If you are so afraid or too embarrassed or too immature to have an open adult dialogue with your parents about sex then you have NO business f*cking!!! My parents failed to do this with my older sister who got pregnant in high school and hid it from the family until her last few months. They made sure I knew about baby making and venereal disease and got on birth control at an appropriate age. What is an appropriate age? That has been debated by religious and parent/teacher groups for years. I recommend operating on the "old enough to bleed, old enough to breed" paradigm.
Upon a girl's first menstruation it is imperative that parents have a discussion about dealing with blood, birth control, and venereal disease. Let's face it, being a girl is disgusting and it helps to have a good home support system. Parents should have the talk with boys when they start getting "morning wood" and "nocturnal emissions." It is up to the parents how detailed they want to get and if they want to take the mom tackles daughter, dad tackles son on the talks. They also need to agree on rules for dating for their children and please allow them to take the health course at school that goes over reproduction and social responsibility for their offspring. It seems this education has been lacking on all fronts worldwide.
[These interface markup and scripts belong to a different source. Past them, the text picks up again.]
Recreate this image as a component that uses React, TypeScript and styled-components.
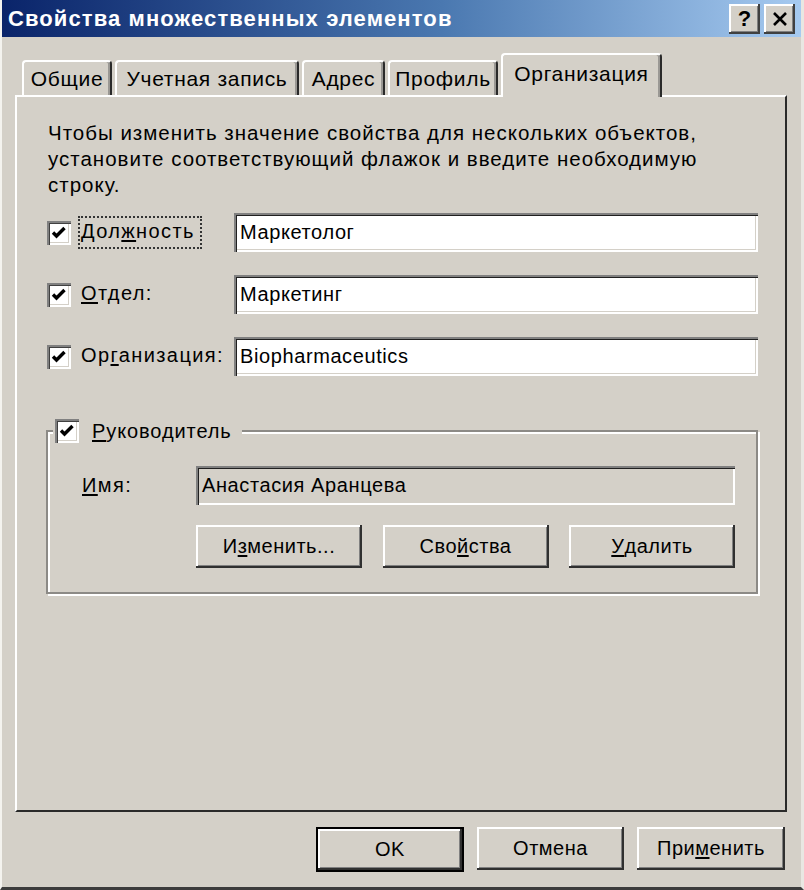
import React from "react";
import styled, { createGlobalStyle } from "styled-components";

const GlobalStyle = createGlobalStyle`
  html, body {
    margin: 0;
    padding: 0;
    background: #d4d0c8;
  }
  body {
    font-family: "Liberation Sans", Arial, sans-serif;
  }
  * {
    box-sizing: border-box;
  }
`;

const tabs = [
  { label: "Общие", width: 90 },
  { label: "Учетная запись", width: 184 },
  { label: "Адрес", width: 83 },
  { label: "Профиль", width: 110 },
  { label: "Организация", width: 161, active: true },
];

const Window = styled.div`
  width: 804px;
  height: 890px;
  display: flex;
  flex-direction: column;
  background: #d4d0c8;
  border-left: 2px solid #f4f3ef;
  border-right: 3px solid #e9e7e2;
  border-bottom: 3px solid #3c3c3c;
`;

const TitleBar = styled.div`
  height: 37px;
  flex-shrink: 0;
  display: flex;
  align-items: center;
  justify-content: space-between;
  padding: 0 6px 0 6px;
  background: linear-gradient(to right, #0a246a 0%, #4a78b0 55%, #a6caf0 100%);
`;

const TitleText = styled.span`
  color: #fff;
  font-size: 22px;
  font-weight: bold;
  letter-spacing: 1.1px;
`;

const CaptionButtons = styled.div`
  display: flex;
  gap: 4px;
`;

const CaptionButton = styled.div`
  width: 31px;
  height: 30px;
  display: flex;
  align-items: center;
  justify-content: center;
  background: #d4d0c8;
  color: #000;
  font-size: 22px;
  font-weight: bold;
  box-shadow: inset -2px -2px 0 #404040, inset 2px 2px 0 #ffffff,
    inset -3px -3px 0 #808080;
`;

const Body = styled.div`
  flex: 1;
  display: flex;
  flex-direction: column;
  padding: 16px 14px 0 13px;
`;

const TabStrip = styled.div`
  height: 42px;
  display: flex;
  align-items: flex-end;
  gap: 3px;
  padding-left: 7px;
  position: relative;
  z-index: 1;
`;

const Tab = styled.div<{ $width: number; $active?: boolean }>`
  width: ${(p) => p.$width}px;
  height: ${(p) => (p.$active ? 44 : 35)}px;
  margin-bottom: ${(p) => (p.$active ? -2 : 0)}px;
  display: flex;
  align-items: center;
  justify-content: center;
  padding-bottom: ${(p) => (p.$active ? 4 : 0)}px;
  font-size: 21px;
  letter-spacing: 0.7px;
  color: #000;
  background: #d4d0c8;
  border-radius: 4px 4px 0 0;
  border-top: 2px solid #ffffff;
  border-left: 2px solid #ffffff;
  border-right: 2px solid #2a2a2a;
  box-shadow: inset -2px 0 0 #9a9894;
`;

const Panel = styled.div`
  height: 717px;
  flex-shrink: 0;
  padding: 23px 27px 0 30px;
  border-top: 2px solid #ffffff;
  border-left: 2px solid #ffffff;
  border-right: 2px solid #2a2a2a;
  border-bottom: 2px solid #2a2a2a;
`;

const Intro = styled.p`
  margin: 0 0 15px 1px;
  font-size: 20.5px;
  line-height: 26px;
  letter-spacing: 1px;
  color: #000;
`;

const FieldRow = styled.div`
  display: flex;
  align-items: center;
  height: 39px;
  margin-bottom: 23px;
`;

const CheckBox = styled.span`
  width: 24px;
  height: 24px;
  flex-shrink: 0;
  display: inline-flex;
  align-items: center;
  justify-content: center;
  background: #fff;
  box-shadow: inset 2px 2px 0 #808080, inset 3px 3px 0 #404040,
    inset -2px -2px 0 #ffffff, inset -3px -3px 0 #d4d0c8;
`;

const RowLabel = styled.span<{ $focused?: boolean }>`
  width: 156px;
  flex-shrink: 0;
  margin-left: 7px;
  display: flex;
  align-items: center;
  font-size: 20px;
  letter-spacing: 1.4px;
  color: #000;
  white-space: nowrap;

  span.text {
    padding: 2px 5px 4px 1px;
    border: 2px dotted ${(p) => (p.$focused ? "#333" : "transparent")};
  }
`;

const TextBox = styled.div<{ $readOnly?: boolean }>`
  flex: 1;
  height: 39px;
  display: flex;
  align-items: center;
  padding: 0 6px;
  font-size: 20px;
  letter-spacing: 0.6px;
  color: #000;
  background: ${(p) => (p.$readOnly ? "#d4d0c8" : "#ffffff")};
  box-shadow: inset 2px 2px 0 #808080, inset 3px 3px 0 #202020,
    inset -2px -2px 0 #ffffff, inset -3px -3px 0 #d4d0c8;
`;

const GroupBox = styled.fieldset`
  margin: 43px 0 0 -1px;
  padding: 23px 21px 24px 0;
  border: 2px solid #8c8a86;
  box-shadow: 2px 2px 0 #ffffff, inset 2px 2px 0 #ffffff;
  min-width: 0;
`;

const Legend = styled.legend`
  margin-left: 5px;
  padding: 0 10px 0 2px;
  display: flex;
  align-items: center;
  gap: 13px;
  font-size: 20px;
  letter-spacing: 0.9px;
  background: #d4d0c8;
  color: #000;
`;

const GroupContent = styled.div`
  padding-left: 34px;
`;

const NameRow = styled.div`
  display: flex;
  align-items: center;
`;

const NameLabel = styled.span`
  width: 114px;
  flex-shrink: 0;
  font-size: 20px;
  letter-spacing: 1.4px;
  color: #000;
`;

const GroupButtons = styled.div`
  display: flex;
  justify-content: space-between;
  margin: 20px 0 0 114px;
`;

const Button = styled.div<{ $default?: boolean; $w?: number }>`
  width: ${(p) => p.$w ?? 166}px;
  height: ${(p) => (p.$default ? 45 : 43)}px;
  display: flex;
  align-items: center;
  justify-content: center;
  font-size: 20px;
  letter-spacing: 0.5px;
  color: #000;
  background: #d4d0c8;
  border: ${(p) => (p.$default ? "2px solid #000" : "none")};
  box-shadow: inset -2px -2px 0 #303030, inset 2px 2px 0 #ffffff,
    inset -3px -3px 0 #808080;
`;

const Footer = styled.div`
  display: flex;
  justify-content: flex-end;
  gap: 13px;
  padding: 15px 2px 0 0;
`;

const U = styled.span`
  text-decoration: underline;
  text-underline-offset: 2px;
`;

const Check = () => (
  <svg width="16" height="16" viewBox="0 0 16 16">
    <polyline
      points="2,7.5 5.5,11 13.5,3"
      fill="none"
      stroke="#000"
      strokeWidth="3.4"
    />
  </svg>
);

const App = () => {
  return (
    <>
      <GlobalStyle />
      <Window>
        <TitleBar>
          <TitleText>Свойства множественных элементов</TitleText>
          <CaptionButtons>
            <CaptionButton>?</CaptionButton>
            <CaptionButton>
              <svg width="16" height="14" viewBox="0 0 16 14">
                <path
                  d="M2 1 L14 13 M14 1 L2 13"
                  stroke="#000"
                  strokeWidth="2.6"
                  fill="none"
                />
              </svg>
            </CaptionButton>
          </CaptionButtons>
        </TitleBar>
        <Body>
          <TabStrip>
            {tabs.map((t) => (
              <Tab key={t.label} $width={t.width} $active={t.active}>
                {t.label}
              </Tab>
            ))}
          </TabStrip>
          <Panel>
            <Intro>
              Чтобы изменить значение свойства для нескольких объектов,
              <br />
              установите соответствующий флажок и введите необходимую
              <br />
              строку.
            </Intro>

            <FieldRow>
              <CheckBox>
                <Check />
              </CheckBox>
              <RowLabel $focused>
                <span className="text">
                  Дол<U>ж</U>ность
                </span>
              </RowLabel>
              <TextBox>Маркетолог</TextBox>
            </FieldRow>

            <FieldRow>
              <CheckBox>
                <Check />
              </CheckBox>
              <RowLabel>
                <span className="text">
                  <U>О</U>тдел:
                </span>
              </RowLabel>
              <TextBox>Маркетинг</TextBox>
            </FieldRow>

            <FieldRow>
              <CheckBox>
                <Check />
              </CheckBox>
              <RowLabel>
                <span className="text">
                  Ор<U>г</U>анизация:
                </span>
              </RowLabel>
              <TextBox>Biopharmaceutics</TextBox>
            </FieldRow>

            <GroupBox>
              <Legend>
                <CheckBox>
                  <Check />
                </CheckBox>
                <span>
                  <U>Р</U>уководитель
                </span>
              </Legend>
              <GroupContent>
                <NameRow>
                  <NameLabel>
                    <U>И</U>мя:
                  </NameLabel>
                  <TextBox $readOnly>Анастасия Аранцева</TextBox>
                </NameRow>
                <GroupButtons>
                  <Button>
                    И<U>з</U>менить...
                  </Button>
                  <Button>
                    Сво<U>й</U>ства
                  </Button>
                  <Button>
                    <U>У</U>далить
                  </Button>
                </GroupButtons>
              </GroupContent>
            </GroupBox>
          </Panel>
          <Footer>
            <Button $default $w={148}>
              OK
            </Button>
            <Button $w={147}>Отмена</Button>
            <Button $w={148}>
              При<U>м</U>енить
            </Button>
          </Footer>
        </Body>
      </Window>
    </>
  );
};

export default App;
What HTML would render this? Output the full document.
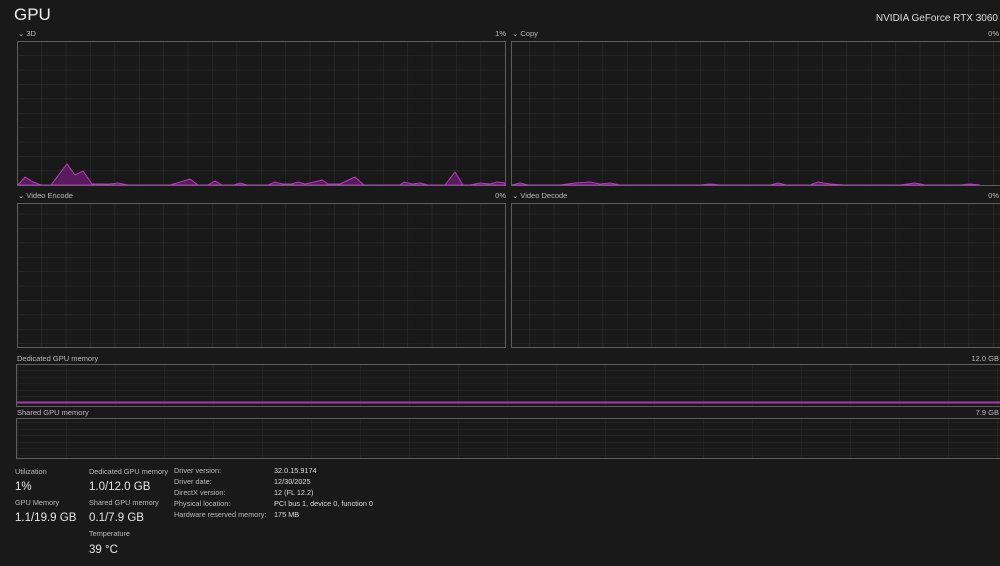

Knowledge is power and with the potential to make a baby teens should have greater responsibility and knowledge for planning a baby at an appropriate time in life instead of having one and dropping it in a dumpster or using it for a welfare check. I guarantee many of your children are having sex and not telling you about it. Make sure you have a good little sit down chat. If you are uncomfortable with it there is a Planned Parenthood where you can make an appointment for your child to talk to a health care professional for any questions they are uncomfortable asking you. Let's take the fear out of growing up and bring RESPONSIBILITY back to our baby-making!